In Dean Devlin’s new SYFY thriller, The Ark (now streaming on Peacock!), a crew of explorers is sent on an ark ship headed for a planet around Alpha Centauri b, 4.2 light years away. It’s the kind of mission humanity dreams of — preferably under different circumstances — but at the moment, those sorts of long-duration deep space missions are out of reach. Sending a craft or a crew even to the distant places of our own solar system, let alone another star, requires staggeringly long trips. Without significant advancements in propulsion technologies, our astronauts are staring down the barrel of trips that are months or years in duration.
Expecting anyone, even specially selected and highly trained individuals, to live in a confined space away from the rest of humanity and their home planet for months or longer feels like a sure path to poor mental health at best, and a recipe for disaster at worst. Which is part of the reason scientists are interested in how other animals, particularly other mammals, take advantage of hibernation to sleep through the harsh times and long stretches.
To that end, NASA awarded funds to Dr. Kelly Drew, a professor of chemistry and biochemistry at the University of Alaska. The NASA Space Grant is awarded to researchers and students with the aim of encouraging research in areas which might benefit space exploration. When it comes to space travel, just getting through the trip itself is only the first of several challenges. Even closer to home, one of the major problems astronauts encounter on long space missions is the loss of bone and muscle tissue as a consequence of microgravity. Hibernating animals like the Arctic ground squirrel, however, have figured out how to retain bone and muscle even while they’re taking it easy for months-long stretches.
Like other hibernating animals, Arctic squirrels take to their burrows during the harshest parts of the year, to wait for sunnier skies. Unlike other hibernating animals, those periods can last most of the year. In response, Arctic squirrels have become professional nappers, hibernating for eight or nine months out of the year. Despite the extended duration and the frigid, below-freezing temperatures of their environment, Arctic squirrels manage to avoid freezing to death while keeping their bones and muscles intact.

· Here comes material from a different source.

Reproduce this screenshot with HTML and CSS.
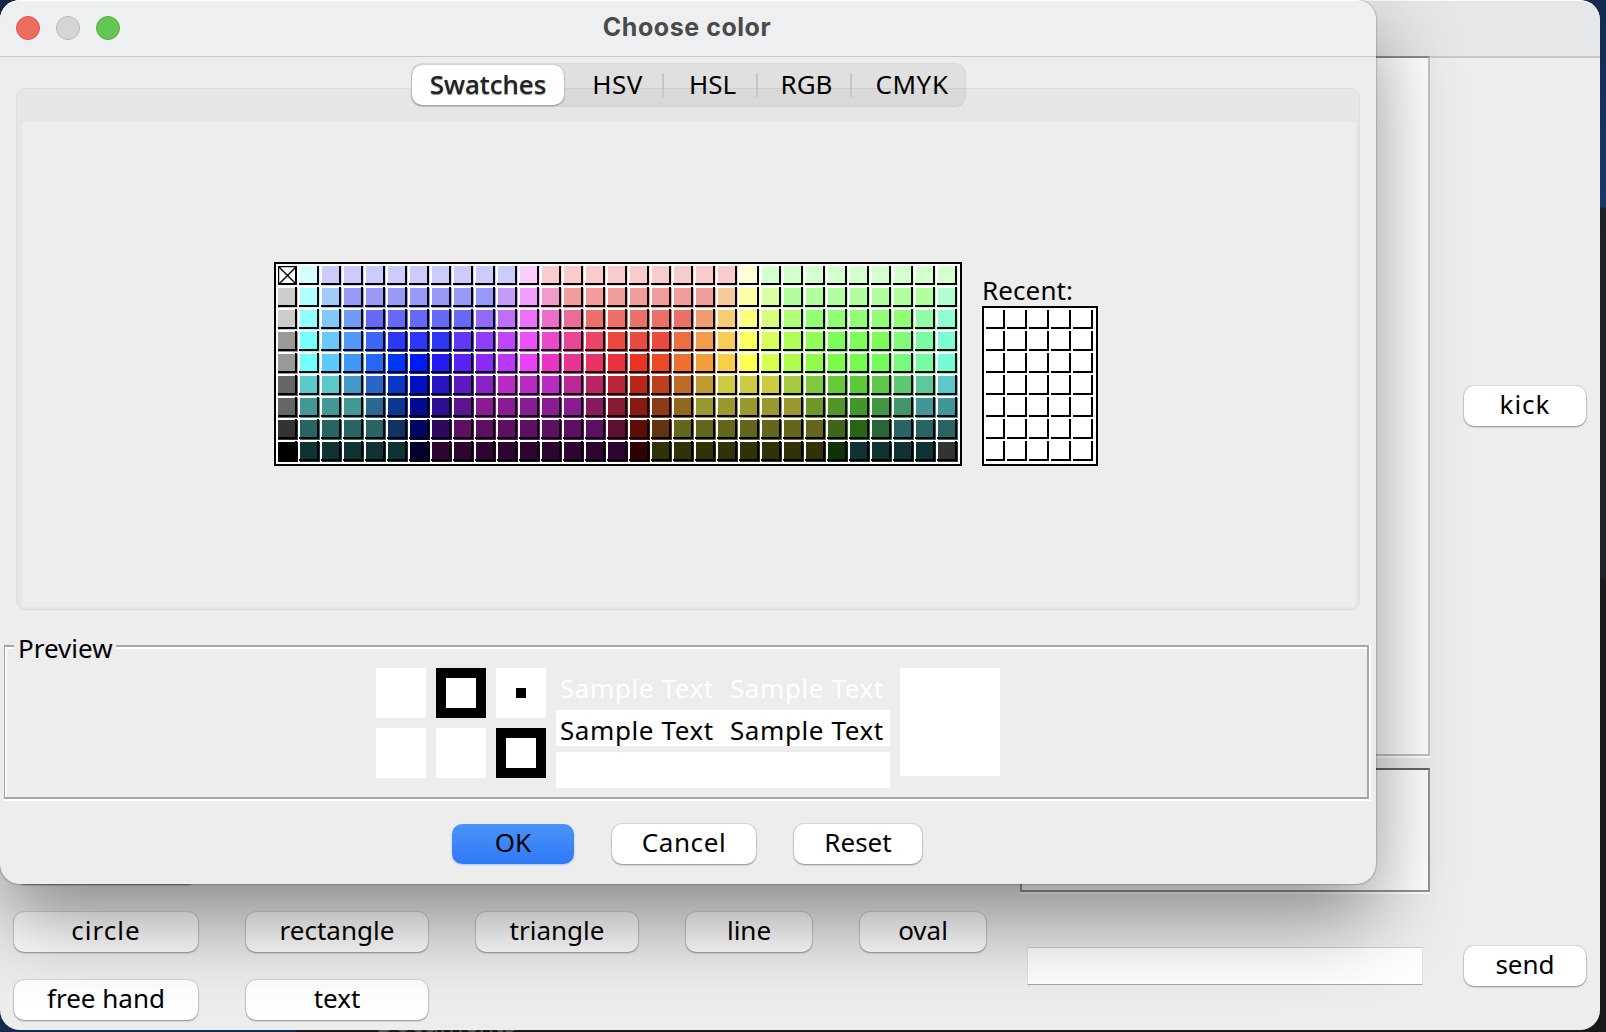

Photo: Stefan Wackerhagen/Getty Images
The secret to their success is an uncanny ability to slow their metabolism to a near standstill. By the time their finished dropping into full hibernation, their brains have largely shut off, heart rate has dropped to a couple of beats a minute, and even their cells stop dividing. Then, when the snows thaw and the world awakens, Arctic squirrels flip a biological switch and bounce back without missing a beat. If we tried the same thing, we’d emerge a weakened and wobbling mess, if we crawled out of the burrow at all.
If scientists like Dr. Drew can crack the hibernation code, it might allow for the development of the types of stasis pods we see in The Ark, and open up an entirely new domain of space exploration. That said, getting astronauts to another star system isn’t Drew’s primary reason for studying hibernation.
While there are exciting applications for people traveling off-planet, figuring out how some animals are able to slow their biological processes, reduce the number of resources they need, and keep atrophy at bay has tons of potential on Earth. Scientists hope the research will lead to new medical treatments for critical care patients. Borrowing strategies from the Arctic squirrel could help to address bone and muscle atrophy diseases or create medications which could put a patient into medically induced hibernation. By slowing things down, first responders might buy time in the event of a heart attack, stroke, or severe trauma, when those early moments make all the difference.